Solid Properties-visible, has own shape/doesn’t change shape, compact molecules
Liquid Properties-visible, fills it’s container from bottom, changes shape, pourable
Gas Properties-can be visible or invisible, fills it’s container/room, changes shape
To understand changes to materials can be reversible, such as melting, freezing, evaporating; or irreversible, such as burning and rusting:
I achieved this goal by exploring the changes in states that can reverse other changes in states. Also by testing irreversible changes like burning and rusting and explaining why they can’t be reversed. Water (liquid) can be changed into ice (solid) if you reduce heat. This change is called freezing/solidifying. The change to reverse freezing/solidifying is called melting. Freezing/solidifying is a change from liquid to solid so to reverse that you would have to melt the solid to become a liquid again. Melting happens when you add heat. This is an example of a reversible change. An example of an irreversible change is burning. Burning isn’t a change of state just a change of substance. When something burns it turns into ash. Ash isn’t a state it’s a substance. This means that burning is irreversible. It’s also a chemical change and most chemical changes are irreversible.

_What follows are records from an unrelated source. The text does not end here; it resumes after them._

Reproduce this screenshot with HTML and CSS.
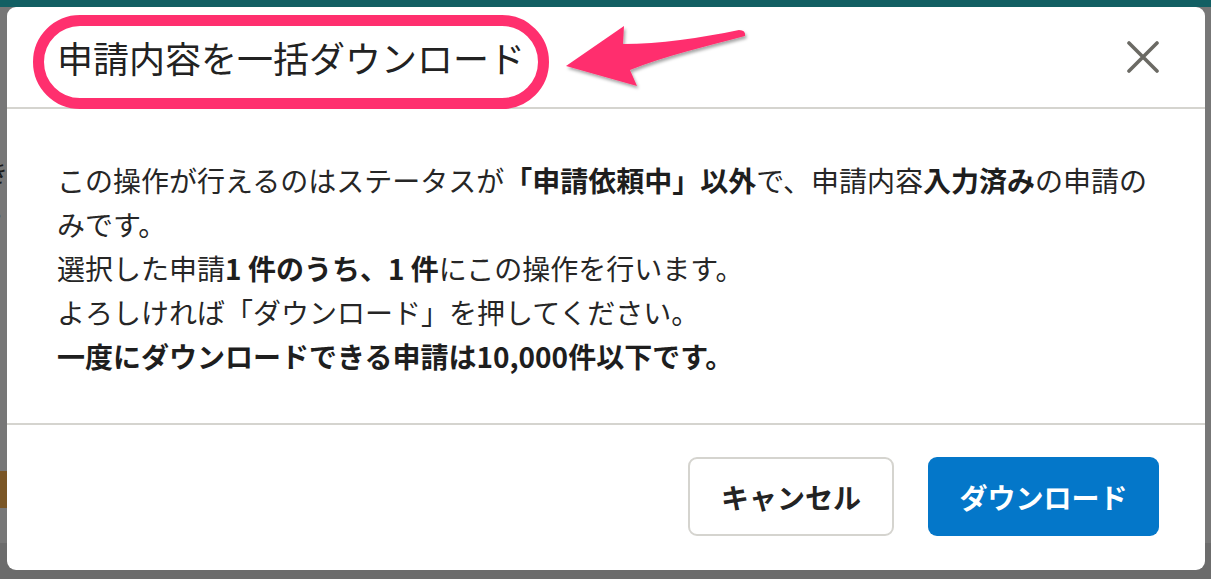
FILE: index.html
```html
<!DOCTYPE html>
<html lang="ja">
<head>
<meta charset="utf-8">
<title>申請内容を一括ダウンロード</title>
<link rel="stylesheet" href="styles.css">
</head>
<body>
<div class="page">
  <header class="topbar"></header>
  <div class="page-body">
    <div class="frag-text">き</div>
    <div class="frag-dot">・</div>
    <div class="frag-btn"></div>
  </div>
</div>

<div class="overlay">
  <div class="modal" role="dialog">
    <div class="modal-header">
      <h2 class="modal-title">申請内容を一括ダウンロード</h2>
      <button class="close-btn" aria-label="閉じる">
        <svg width="32" height="32" viewBox="0 0 32 32"><path d="M2 2 L30 30 M30 2 L2 30" stroke="#6b6a64" stroke-width="3.6" stroke-linecap="round" fill="none"/></svg>
      </button>
    </div>
    <div class="modal-body">
      <p>この操作が行えるのはステータスが<b>「申請依頼中」以外</b>で、申請内容<b>入力済み</b>の申請のみです。</p>
      <p>選択した申請<b>1 件のうち、1 件</b>にこの操作を行います。</p>
      <p>よろしければ「ダウンロード」を押してください。</p>
      <p><b>一度にダウンロードできる申請は10,000件以下です。</b></p>
    </div>
    <div class="modal-footer">
      <button class="btn btn-cancel">キャンセル</button>
      <button class="btn btn-primary">ダウンロード</button>
    </div>
  </div>
</div>

<svg class="annotation" width="1211" height="579" viewBox="0 0 1211 579">
  <defs>
    <filter id="sh" x="-10%" y="-10%" width="130%" height="140%">
      <feDropShadow dx="1.5" dy="2.5" stdDeviation="1.5" flood-color="#000" flood-opacity="0.35"/>
    </filter>
  </defs>
  <rect x="38.5" y="20.5" width="505" height="83" rx="41.5" ry="41.5" fill="none" stroke="#ff2f6e" stroke-width="11"/>
  <path filter="url(#sh)" fill="#ff2f6e" d="M566 66 L624 26 L623 44 C 660 44, 700 38, 739 30 Q 746 30 745 36 C 708 46, 664 56, 630 70 L637 86 Z"/>
</svg>
</body>
</html>
```
FILE: styles.css
```css
* { box-sizing: border-box; }
html, body { margin: 0; padding: 0; }
body {
  width: 1211px;
  height: 579px;
  overflow: hidden;
  background: #6c6c6c;
  font-family: "Noto Sans CJK JP", "Noto Sans", sans-serif;
  position: relative;
}
.page { width: 100%; height: 100%; display: flex; flex-direction: column; }
.topbar { height: 7px; background: #125f63; flex: none; }
.page-body {
  height: 536px;
  background: #777777;
  padding-top: 150px;
  display: flex;
  flex-direction: column;
}
.frag-text { margin-left: -16px; font-size: 24px; line-height: 30px; color: #1a1a1a; }
.frag-dot { margin-left: -12px; font-size: 20px; line-height: 30px; color: #333; margin-top: 14px; }
.frag-btn { width: 40px; margin-top: 240px; height: 37px; background: #7a5626; }

.overlay {
  position: absolute;
  inset: 0;
  padding: 7px 6px 9px 7px;
  display: flex;
}
.modal {
  flex: 1;
  background: #fff;
  border-radius: 9px;
  display: flex;
  flex-direction: column;
  overflow: hidden;
}
.modal-header {
  height: 102px;
  border-bottom: 2px solid #d5d4cf;
  display: flex;
  align-items: center;
  justify-content: space-between;
  padding: 0 46px 0 50px;
  flex: none;
}
.modal-title {
  margin: 0;
  font-size: 36px;
  font-weight: 400;
  color: #222;
  letter-spacing: 0;
  line-height: 1;
}
.close-btn {
  border: 0;
  background: none;
  padding: 0;
  width: 32px;
  height: 32px;
  display: flex;
}
.modal-body {
  flex: 1;
  padding: 49px 50px 0 50px;
  border-bottom: 2px solid #d5d4cf;
  color: #262626;
  font-size: 28px;
  line-height: 44px;
}
.modal-body p { margin: 0; }
.modal-body b { font-weight: 700; color: #1e1e1e; }
.modal-footer {
  height: 145px;
  flex: none;
  display: flex;
  justify-content: flex-end;
  align-items: center;
  gap: 34px;
  padding: 0 46px 2px 0;
}
.btn {
  height: 79px;
  border-radius: 9px;
  font-family: "Noto Sans CJK JP", "Noto Sans", sans-serif;
  font-size: 28px;
  font-weight: 700;
  padding: 0;
  white-space: nowrap;
  display: flex;
  align-items: center;
  justify-content: center;
}
.btn-cancel {
  background: #fff;
  border: 2px solid #d5d4cf;
  color: #232323;
  width: 206px;
}
.btn-primary {
  background: #0477c9;
  border: 0;
  color: #fff;
  width: 231px;
}
.annotation {
  position: absolute;
  left: 0;
  top: 0;
  pointer-events: none;
}
```
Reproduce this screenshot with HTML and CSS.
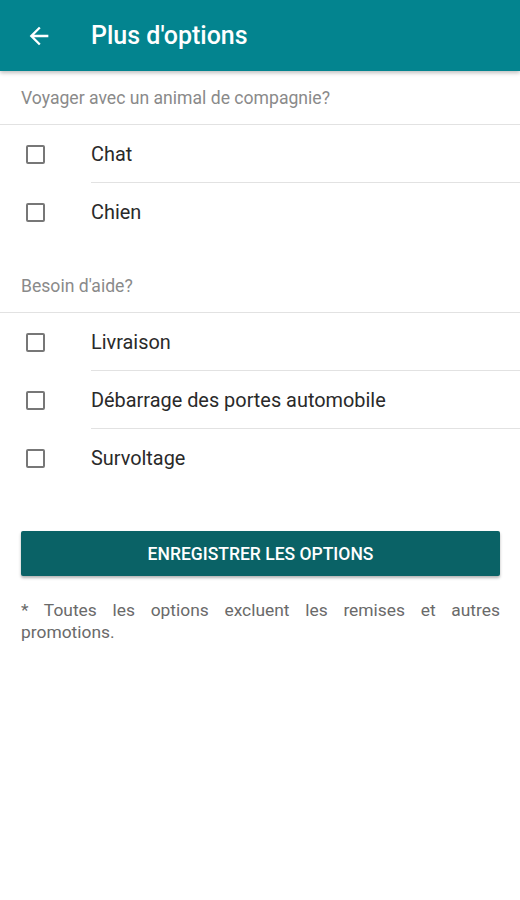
FILE: index.html
```html
<!DOCTYPE html>
<html lang="fr">
<head>
<meta charset="utf-8">
<title>Plus d'options</title>
<link rel="stylesheet" href="styles.css">
</head>
<body>
<header class="appbar">
  <svg class="back" width="28" height="28" viewBox="0 0 24 24"><path d="M20 11H7.83l5.59-5.59L12 4l-8 8 8 8 1.41-1.41L7.83 13H20v-2z" fill="#fff"/></svg>
  <h1 class="title">Plus d'options</h1>
</header>
<main>
  <section class="group">
    <div class="group-title">Voyager avec un animal de compagnie?</div>
    <div class="row"><span class="box"></span><span class="label">Chat</span></div>
    <div class="row"><span class="box"></span><span class="label">Chien</span></div>
  </section>
  <section class="group second">
    <div class="group-title">Besoin d'aide?</div>
    <div class="row"><span class="box"></span><span class="label">Livraison</span></div>
    <div class="row"><span class="box"></span><span class="label">Débarrage des portes automobile</span></div>
    <div class="row"><span class="box"></span><span class="label">Survoltage</span></div>
  </section>
  <div class="actions">
    <button class="save">ENREGISTRER LES OPTIONS</button>
    <p class="note">* Toutes les options excluent les remises et autres promotions.</p>
  </div>
</main>
</body>
</html>
```
FILE: styles.css
```css
* { box-sizing: border-box; }
html, body { margin: 0; padding: 0; background: #fff; }
body { font-family: Roboto, "Noto Sans", sans-serif; width: 520px; }
.appbar {
  height: 71px;
  background: #03848f;
  display: flex;
  align-items: center;
  padding-left: 25px;
  box-shadow: 0 2px 4px rgba(0,0,0,0.25);
  position: relative;
}
.back { width: 28px; height: 28px; flex: none; }
.title {
  margin: 0 0 0 38px;
  color: #fff;
  font-size: 25px;
  font-weight: 500;
}
.group-title {
  height: 54px;
  display: flex;
  align-items: center;
  padding-left: 21px;
  font-size: 17.6px;
  color: #8a8a8a;
  border-bottom: 1px solid #e2e2e2;
}
.second { margin-top: 18px; }
.row {
  height: 58px;
  display: flex;
  align-items: center;
  position: relative;
}
.row + .row::before {
  content: "";
  position: absolute;
  left: 91px; right: 0; top: -1px;
  border-top: 1px solid #e2e2e2;
}
.box {
  width: 19px; height: 19px;
  border: 2px solid #777;
  border-radius: 2px;
  margin-left: 26px;
  flex: none;
}
.label {
  margin-left: 46px;
  font-size: 19.9px;
  color: #2a2a2a;
}
.actions { padding: 44px 20px 0 21px; }
.save {
  display: block;
  width: 479px;
  height: 45px;
  border: 0;
  border-radius: 2px;
  background: #0a6266;
  color: #fff;
  font-family: Roboto, sans-serif;
  font-weight: 500;
  font-size: 17.5px;
  box-shadow: 0 2px 3px rgba(0,0,0,0.3);
}
.note {
  margin: 23px 0 0;
  width: 479px;
  font-size: 17.4px;
  line-height: 22px;
  color: #6a6a6a;
  text-align: justify;
}
```
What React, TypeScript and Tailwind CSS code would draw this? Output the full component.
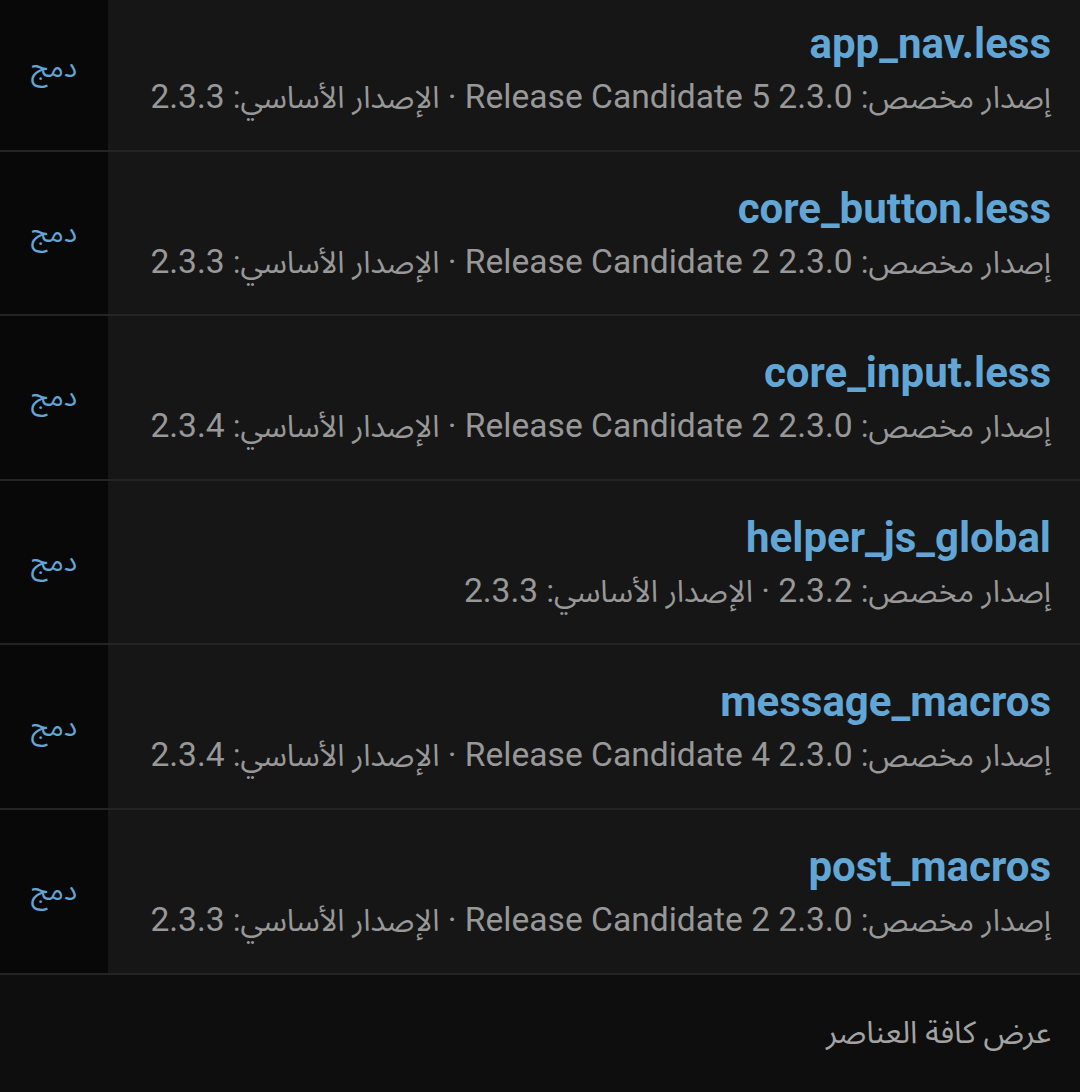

To understand science involves testing predictions by gathering data and using evidence to develop explanations of events and phenomena:
I achieved this goal when Tiia and I conducted our own experiment. We wanted to find out if salt effected the speed of change in states or not. It turned out that both of the ice cubes we used had salt in them which meant there was no control. As a result, we didn’t find out the answer to our question. However, we still proved part of our hypothesis correct. We thought that when the water evaporated that it wouldn’t evaporate with the salt and that the salt would just stay at the bottom of the container. This turned out to happen. The salt never evaporated because salt doesn’t evaporate because it’s a solid. It would’ve had to sublimate but it didn’t because there wasn’t enough heat. The heater we put the ice next to was at approx. 45°C. This heat was only enough to catalyse melting and evaporation but wasn’t enough to exert sublimation.
To suggest improvements to the methods used to investigate a question or solve a problem:
I achieved this goal when learning about conducting our own experiment. Our class suggested that when presenting the experiments we could use a video example of the method. I agreed and thought that this would help represent our understanding and help the audience understand the process using a visual example.
To compare data with predictions and use as evidence in developing explanations:
I achieved this goal by comparing my data to my prediction when conducting the experiment with Tiia. We didn’t carry out the experiment properly but we proved part of our prediction, that the salt wouldn’t evaporate and would just stay at the bottom of the container. Our explanation was that the salt didn’t have enough heat. For it to turn into a gas it would have to sublimate because it’s a solid. We thought that was because there wasn’t enough heat. Therefor, it didn’t sublimate.
To take notes on my reading that will help me create a reflection or summary and when I am creating explanations for observations in experiments:
I achieved this goal when Tiia and I conducted our experiment. We did a little bit of research and couldn’t find anything about salt being able to evaporate. We also referred to our prior knowledge of change in states. We knew that salt was a solid and we knew that there was a change to turn it straight into a gas and skip the liquid stage. This change is sublimation. This change didn’t happen because the heater wasn’t hot enough. This helped us in concluding that the salt stayed there because there wasn’t enough heat to make it sublimate.
To create scientific explanations and lab reports that follow a conventional outline and that clearly communicate my understanding:
I achieved this goal when Tiia and I conducted our experiment. This link will take you to our Lab Report-Scientific Lab Report
In science, I could improve on my accuracy when testing predictions by conducting experiments. I could improve on this by practising and taking into account all the things that could go wrong in the experiment. Also by communicating with my partner better and making sure that we both know what to do and how to do it. From this science experience I have learnt that experiments need to be very carefully planned out and conducted. Research is a very important part as well. You need to be able to produce explanations not just from your data but from research as well.